Women for Kansas protest rally highlights complaints in education, health care and politics


Jean Schodorf, right, gets support from Monique Pittman-Lui from Topeka during a Women for Kansas “Taking Back Kansas” public rally at A. Price Woodard Park on Friday. Over 500 women turned out to oppose Gov. Sam Brownback. (Aug. 29, 2014)
Jean Schodorf, right, gets support from Monique Pittman-Lui from Topeka during a Women for Kansas “Taking Back Kansas” public rally at A. Price Woodard Park on Friday. Over 500 women turned out to oppose Gov. Sam Brownback. (Aug. 29, 2014) The Wichita Eagle

Issues in education, health care and religion in politics highlighted a list of complaints aired Friday night by several hundred women who gathered for a convention protesting what they call growing extremism in Kansas government.

Several women spoke on a variety of topics. All got standing ovations, but the biggest cheers came for 16-year-old Anna Jenney, a Wichita high school student who lambasted Gov. Sam Brownback on education.

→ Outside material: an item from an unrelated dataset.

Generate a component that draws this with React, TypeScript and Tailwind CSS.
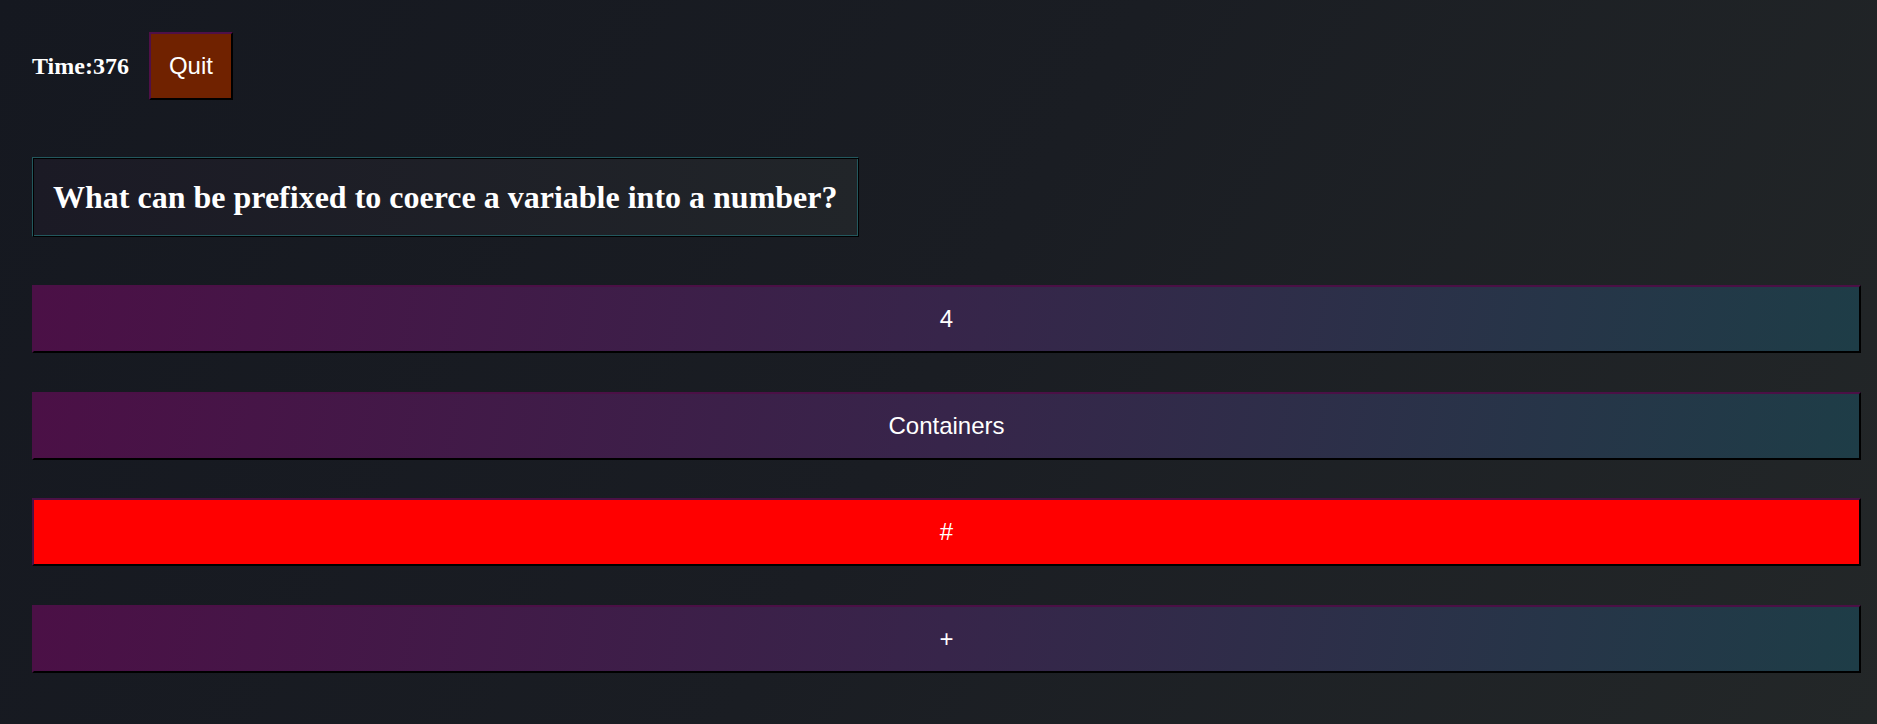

Anna is the granddaughter of Rep. Pat Sloop, D-Wichita, and the daughter of Charles Jenney, the Democratic candidate for state representative from the 87th District.

“Sam Brownback says he’s the education governor, but let’s face it, a sixth-grader could do a better job,” Anna said to wild cheers and laughter.

“Gov. Brownback, would you like to know your grade for your Kansas experiment?” she said. Then, holding up a sign reading “F-,” she said, “You’re failing!”

Stephanie Harsin, a Topeka special education teacher, said she was at the Capitol protesting when the Legislature passed a law to remove teachers’ due-process protection from firing, but lawmakers refused to listen. Instead, she said, they sneaked into the chamber through back stairways to dodge the teacher protest and passed the law in the dead of night.

“These people were disrespected publicly and viciously by the very people who were elected to represent them,” Harsin said.

About 500 women and a few men gathered for the Women for Kansas protest rally that began on the hillside at A. Price Woodard Park on the east back of the Arkansas River. But rain forced the event inside, where it continued for registrants at the group’s “Take back Kansas” convention.

Organizers said the convention at the Drury Plaza Broadview Hotel had sold out to its maximum capacity of 500 attendees and that women were on a waiting list to get tickets for Saturday if there are any no-shows.

Saturday’s lineup of speakers will include Democratic gubernatorial candidate Paul Davis; his running mate Jill Docking; independent U.S. Senate candidate Greg Orman, who is in a three-way race for Senate with incumbent Pat Roberts and Democratic Shawnee County District Attorney Chad Taylor; and former state Sen. Jean Schodorf, who is running against Republican Secretary of State Kris Kobach.

Friday’s event was part pep rally, part concert featuring the Cherokee Maidens, a local musical group led by former Dixie Chick Robin Macy.

Gina Austin-French, wearing a replica of an 1800s suffragette costume, said women can make the difference in the upcoming November election.

After tracing the evolution of the right to vote for women, she thundered: “We have votes for women. We need women to vote.”

Lori Lawrence of Wichita told the crowd that 182,000 people are without health care in Kansas because of Brownback’s rejection of federal funding to expand Medicaid. Because of a Supreme Court ruling on the federal Affordable Care Act, some workers make too much to qualify for Medicaid but not enough to be eligible for subsidized health coverage through the ACA insurance exchanges.

The federal government has offered states funding to help close that gap, but Brownback has not accepted it, saying that it could force the state into a position where it would have to spend more in the future.

Lawrence told the conventioneers that because of that decision, 330 Kansans will die this year due to lack of proper health care. Her Facebook group, Help Expand Medicaid in Kansas is planning a “death count vigil” on Oct. 18.

“The only way we’re going to get that expanded is to have a new governor,” she said.

Former Wichita State political science teacher Vickie Stangl, a member of Americans United, criticized Brownback and legislators for mixing religion and politics. She said it goes against the founders’ vision of a secular government.

“In their imaginary world, only people of their faith are moral and worthy of holding public office,” she said. “Good government means listening to logic and reason, but Brownback only listens to his gang of corporate buddies and religious zealots.”